#### [Exercise]
Write out the entries below exactly, starting at the first line and stopping after the line that contains "const header: string[][]"; skip all pictures.

#### [Input rows]

>> Start

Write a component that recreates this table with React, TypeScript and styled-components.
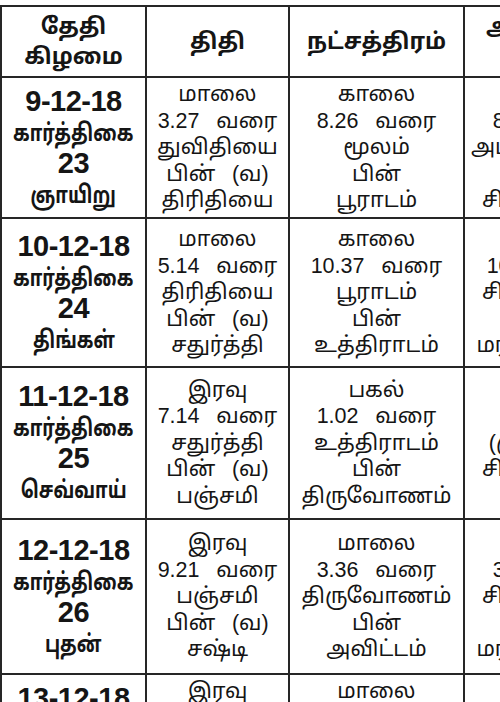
import React from "react";
import styled, { createGlobalStyle } from "styled-components";

const Global = createGlobalStyle`
  html, body { margin: 0; padding: 0; background: #ffffff; }
  body { font-family: "Liberation Sans", "Noto Sans Tamil", "Lohit Tamil", sans-serif; color: #151515; }
`;

const Sheet = styled.div`
  width: 500px;
  height: 702px;
  overflow: hidden;
  padding-top: 5px;
  box-sizing: border-box;
  background: #ffffff;
`;

const Grid = styled.div`
  display: grid;
  grid-template-columns: 143px 141px 173px 175px;
  gap: 2px;
  padding: 2px;
  width: max-content;
  background: #262626;
`;

const Cell = styled.div<{ $h: number }>`
  height: ${(p) => p.$h}px;
  background: #ffffff;
  display: flex;
  flex-direction: column;
  align-items: center;
  justify-content: center;
  text-align: center;
  white-space: nowrap;
  overflow: hidden;
`;

const HeadLine = styled.div`
  font-weight: 700;
  font-size: 22.5px;
  line-height: 30px;
`;

const DateNum = styled.div`
  font-family: "Liberation Sans", sans-serif;
  font-weight: 700;
  font-size: 29px;
  line-height: 31px;
  letter-spacing: -0.5px;
`;

const DateLine = styled.div`
  font-weight: 700;
  font-size: 24px;
  line-height: 31px;
  transform: scaleX(0.76);
`;

const InfoLine = styled.div`
  font-size: 21.5px;
  line-height: 26.5px;
  min-height: 26.5px;
  word-spacing: 0.5em;
`;

type Row = {
  h: number;
  date: [string, string, string, string];
  tithi: string[];
  star: string[];
  yoga: string[];
};

const header: string[][] = [["தேதி", "கிழமை"], ["திதி"], ["நட்சத்திரம்"], ["அமிர்தாதி", "யோகம்"]];

const rows: Row[] = [
  {
    h: 139,
    date: ["9-12-18", "கார்த்திகை", "23", "ஞாயிறு"],
    tithi: ["மாலை", "3.27 வரை", "துவிதியை", "பின் (வ)", "திரிதியை"],
    star: ["காலை", "8.26 வரை", "மூலம்", "பின்", "பூராடம்"],
    yoga: ["காலை", "8.26 வரை", "அமிர்தயோகம்", "பின்", "சித்தயோகம்"],
  },
  {
    h: 147,
    date: ["10-12-18", "கார்த்திகை", "24", "திங்கள்"],
    tithi: ["மாலை", "5.14 வரை", "திரிதியை", "பின் (வ)", "சதுர்த்தி"],
    star: ["காலை", "10.37 வரை", "பூராடம்", "பின்", "உத்திராடம்"],
    yoga: ["காலை", "10.37 வரை", "சித்தயோகம்", "பின்", "மரணயோகம்"],
  },
  {
    h: 150,
    date: ["11-12-18", "கார்த்திகை", "25", "செவ்வாய்"],
    tithi: ["இரவு", "7.14 வரை", "சதுர்த்தி", "பின் (வ)", "பஞ்சமி"],
    star: ["பகல்", "1.02 வரை", "உத்திராடம்", "பின்", "திருவோணம்"],
    yoga: ["நாள்", "முழு", "(முழுவதும்)", "சித்தயோகம்", "உண்டு"],
  },
  {
    h: 153,
    date: ["12-12-18", "கார்த்திகை", "26", "புதன்"],
    tithi: ["இரவு", "9.21 வரை", "பஞ்சமி", "பின் (வ)", "சஷ்டி"],
    star: ["மாலை", "3.36 வரை", "திருவோணம்", "பின்", "அவிட்டம்"],
    yoga: ["மாலை", "3.36 வரை", "சித்தயோகம்", "பின்", "மரணயோகம்"],
  },
  {
    h: 139,
    date: ["13-12-18", "கார்த்திகை", "27", "வியாழன்"],
    tithi: ["இரவு", "11.36 வரை", "சஷ்டி", "பின் (வ)", "சப்தமி"],
    star: ["மாலை", "5.45 வரை", "அவிட்டம்", "பின்", "சதயம்"],
    yoga: ["மாலை", "5.45 வரை", "சித்தயோகம்", "பின்", "அமிர்தயோகம்"],
  },
];

export default function App() {
  return (
    <>
      <Global />
      <Sheet>
        <Grid>
          {header.map((lines, i) => (
            <Cell key={`h${i}`} $h={69}>
              {lines.map((l) => (
                <HeadLine key={l}>{l}</HeadLine>
              ))}
            </Cell>
          ))}
          {rows.map((r, ri) => (
            <React.Fragment key={ri}>
              <Cell $h={r.h}>
                <DateNum>{r.date[0]}</DateNum>
                <DateLine>{r.date[1]}</DateLine>
                <DateNum>{r.date[2]}</DateNum>
                <DateLine>{r.date[3]}</DateLine>
              </Cell>
              {[r.tithi, r.star, r.yoga].map((col, ci) => (
                <Cell key={ci} $h={r.h}>
                  {col.map((l, li) => (
                    <InfoLine key={li}>{l}</InfoLine>
                  ))}
                </Cell>
              ))}
            </React.Fragment>
          ))}
        </Grid>
      </Sheet>
    </>
  );
}
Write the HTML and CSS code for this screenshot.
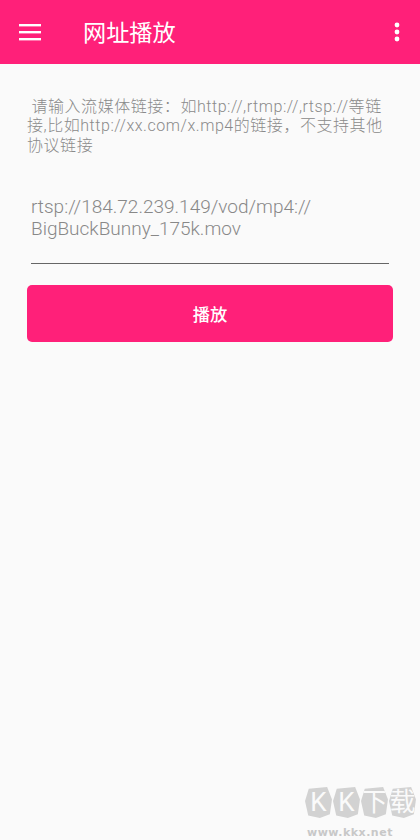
FILE: index.html
```html
<!DOCTYPE html>
<html lang="zh-CN">
<head>
    <meta charset="UTF-8">
    <meta name="viewport" content="width=device-width, initial-scale=1.0">
    <title>网址播放</title>
    <link rel="stylesheet" href="styles.css">
</head>
<body>

    <!-- Toolbar -->
    <div class="toolbar">
        <svg class="menu-icon" width="24" height="18" viewBox="0 0 24 18">
            <rect x="1" y="1" width="22" height="2.4" fill="#fff"/>
            <rect x="1" y="8" width="22" height="2.4" fill="#fff"/>
            <rect x="1" y="15" width="22" height="2.4" fill="#fff"/>
        </svg>
        <div class="toolbar-title">网址播放</div>
        <svg class="more-icon" width="8" height="20" viewBox="0 0 8 20">
            <circle cx="4" cy="3" r="2.4" fill="#fff"/>
            <circle cx="4" cy="10" r="2.4" fill="#fff"/>
            <circle cx="4" cy="17" r="2.4" fill="#fff"/>
        </svg>
    </div>

    <!-- Main content -->
    <div class="content">
        <p class="hint">&nbsp;请输入流媒体链接：如http://,rtmp://,rtsp://等链接,比如http://xx.com/x.mp4的链接，不支持其他协议链接</p>
        <div class="url-field">rtsp://184.72.239.149/vod/mp4://<br>BigBuckBunny_175k.mov</div>
        <button class="play-btn">播放</button>
    </div>

    <!-- Site watermark -->
    <div class="watermark">
        <div class="wm-logo">
            <span class="wm-char">K</span>
            <span class="wm-char">K</span>
            <span class="wm-char">下</span>
            <span class="wm-char">载</span>
        </div>
        <div class="wm-url">www.kkx.net</div>
    </div>

</body>
</html>
```

FILE: styles.css
```css
body {
    font-family: "Roboto", "Noto Sans CJK SC", sans-serif;
    background-color: #fafafa;
    margin: 0;
    height: 840px;
    overflow: hidden;
    position: relative;
}

/* Toolbar */
.toolbar {
    height: 64px;
    background-color: #ff2079;
    display: flex;
    align-items: center;
    padding: 0 19px 0 18px;
}

.menu-icon {
    flex: none;
}

.toolbar-title {
    flex: 1;
    margin-left: 41px;
    margin-bottom: 2px;
    color: #fff;
    font-size: 23.2px;
}

.more-icon {
    flex: none;
}

/* Content */
.content {
    padding: 33px 27px 0;
}

.hint {
    margin: 0;
    color: #8a8a8a;
    font-size: 16px;
    font-weight: 300;
    letter-spacing: 0.55px;
    line-height: 19.3px;
}

.url-field {
    margin: 41px 4px 0;
    padding-bottom: 23px;
    border-bottom: 1px solid #666;
    color: #888;
    font-size: 19px;
    font-weight: 300;
    line-height: 22px;
}

.play-btn {
    display: block;
    width: 100%;
    height: 57px;
    margin-top: 21px;
    border: 0;
    border-radius: 5px;
    background-color: #ff2079;
    color: #fff;
    font-family: inherit;
    font-size: 17.3px;
    font-weight: 500;
}

/* Watermark */
.watermark {
    position: absolute;
    left: 305px;
    top: 787px;
    width: 115px;
}

.wm-logo {
    display: flex;
    gap: 1px;
}

.wm-char {
    width: 27px;
    height: 31px;
    background-color: #d2d2d2;
    clip-path: polygon(14% 6%, 82% 0, 100% 40%, 92% 88%, 55% 100%, 12% 92%, 0 45%);
    color: #fafafa;
    font-size: 26px;
    line-height: 31px;
    text-align: center;
}

.wm-url {
    margin-top: 8px;
    margin-left: 2px;
    color: #c8c8c8;
    font-family: "DejaVu Sans", sans-serif;
    font-size: 11px;
    font-weight: bold;
    letter-spacing: 0.5px;
}
```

>> End

#### [Task response]
Write a component that recreates this table with React, TypeScript and styled-components.
import React from "react";
import styled, { createGlobalStyle } from "styled-components";

const Global = createGlobalStyle`
  html, body { margin: 0; padding: 0; background: #ffffff; }
  body { font-family: "Liberation Sans", "Noto Sans Tamil", "Lohit Tamil", sans-serif; color: #151515; }
`;

const Sheet = styled.div`
  width: 500px;
  height: 702px;
  overflow: hidden;
  padding-top: 5px;
  box-sizing: border-box;
  background: #ffffff;
`;

const Grid = styled.div`
  display: grid;
  grid-template-columns: 143px 141px 173px 175px;
  gap: 2px;
  padding: 2px;
  width: max-content;
  background: #262626;
`;

const Cell = styled.div<{ $h: number }>`
  height: ${(p) => p.$h}px;
  background: #ffffff;
  display: flex;
  flex-direction: column;
  align-items: center;
  justify-content: center;
  text-align: center;
  white-space: nowrap;
  overflow: hidden;
`;

const HeadLine = styled.div`
  font-weight: 700;
  font-size: 22.5px;
  line-height: 30px;
`;

const DateNum = styled.div`
  font-family: "Liberation Sans", sans-serif;
  font-weight: 700;
  font-size: 29px;
  line-height: 31px;
  letter-spacing: -0.5px;
`;

const DateLine = styled.div`
  font-weight: 700;
  font-size: 24px;
  line-height: 31px;
  transform: scaleX(0.76);
`;

const InfoLine = styled.div`
  font-size: 21.5px;
  line-height: 26.5px;
  min-height: 26.5px;
  word-spacing: 0.5em;
`;

type Row = {
  h: number;
  date: [string, string, string, string];
  tithi: string[];
  star: string[];
  yoga: string[];
};

const header: string[][] = [["தேதி", "கிழமை"], ["திதி"], ["நட்சத்திரம்"], ["அமிர்தாதி", "யோகம்"]];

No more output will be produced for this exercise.